Don't Call Him Country. Everlast is Hip-Hop, Dammit.

Categories: Off the Record

Everlast.jpg
Brandon Turner
​Everlast's new album, Songs of the Ungrateful Living, which is out today, sounds like the kind of record a good ol' boy might play in Alabama while sittin' on the porch and sippin' beer. The former house of Pain frontman is in working-class-hero mode, singing in a gravel-road bass about fooling around with his woman and barely gettin' by over boot stomps and jangly guitars. The bluesy, whiskey-soaked album features fiddles and country over- tones, but according to Everlast, it's hip-hop nonetheless.

"I think that's one of the biggest misunderstandings about me," he says, sipping from a glass bottle of Coke in the Studio City motel room he converted to a studio about a year ago. "Everything I do is hip-hop. I don't care if it sounds like a country ballad; if I'm doing it, it's hip-hop." Just as he's used soul and rock samples for his rap music, for example, he's culled rap bits to incorporate into this new work.

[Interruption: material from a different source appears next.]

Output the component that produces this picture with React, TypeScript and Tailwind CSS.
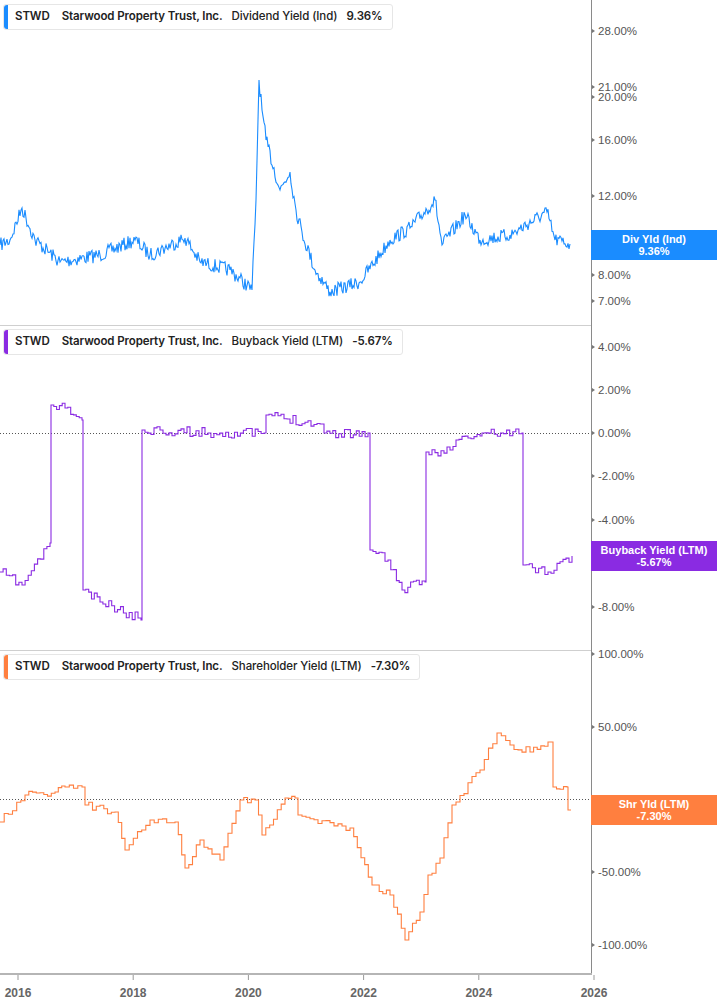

Indeed, even "What It's Like" -- the big single from his second solo album, Whitey Ford Sings the Blues -- has the unaffected shrug of a rapper. The twangy guitars and blue-collar themes, though, are bread crumbs that lead to Songs. His voice now has a deeper register, and a thick drawl lengthens his vowels. Still, lest anyone forget his rap allegiance (or that he's a serious art collector), his studio is covered by graffiti and includes original pieces by Banksy and Shepard Fairey.

It's no stretch to call Everlast, now 42, a West Coast rap O.G. The DJ Muggs-produced 1992 hit "Jump Around," after all, is a seminal song of its era. But he remains hard to define. With a father who worked in construction, he came from New York to L.A. as a child, and by the mid-'80s was ditching school in the Valley to graf write. He originally wanted to be a painter, but ended up making rap tapes with some buddies who knew Ice-T. He was briefly signed to Warner Bros., and a couple years later he and friend Danny Boy formed House of Pain.

After three albums, Everlast quit House of Pain and went on to record solo records as well as a duet with Santana, "Put Your Lights On," that won him a Grammy. In the mid-'00s he reteamed with House of Pain crewmates to form La Coka Nostra. He even recorded the gospel-tinged theme song for the show Saving Grace.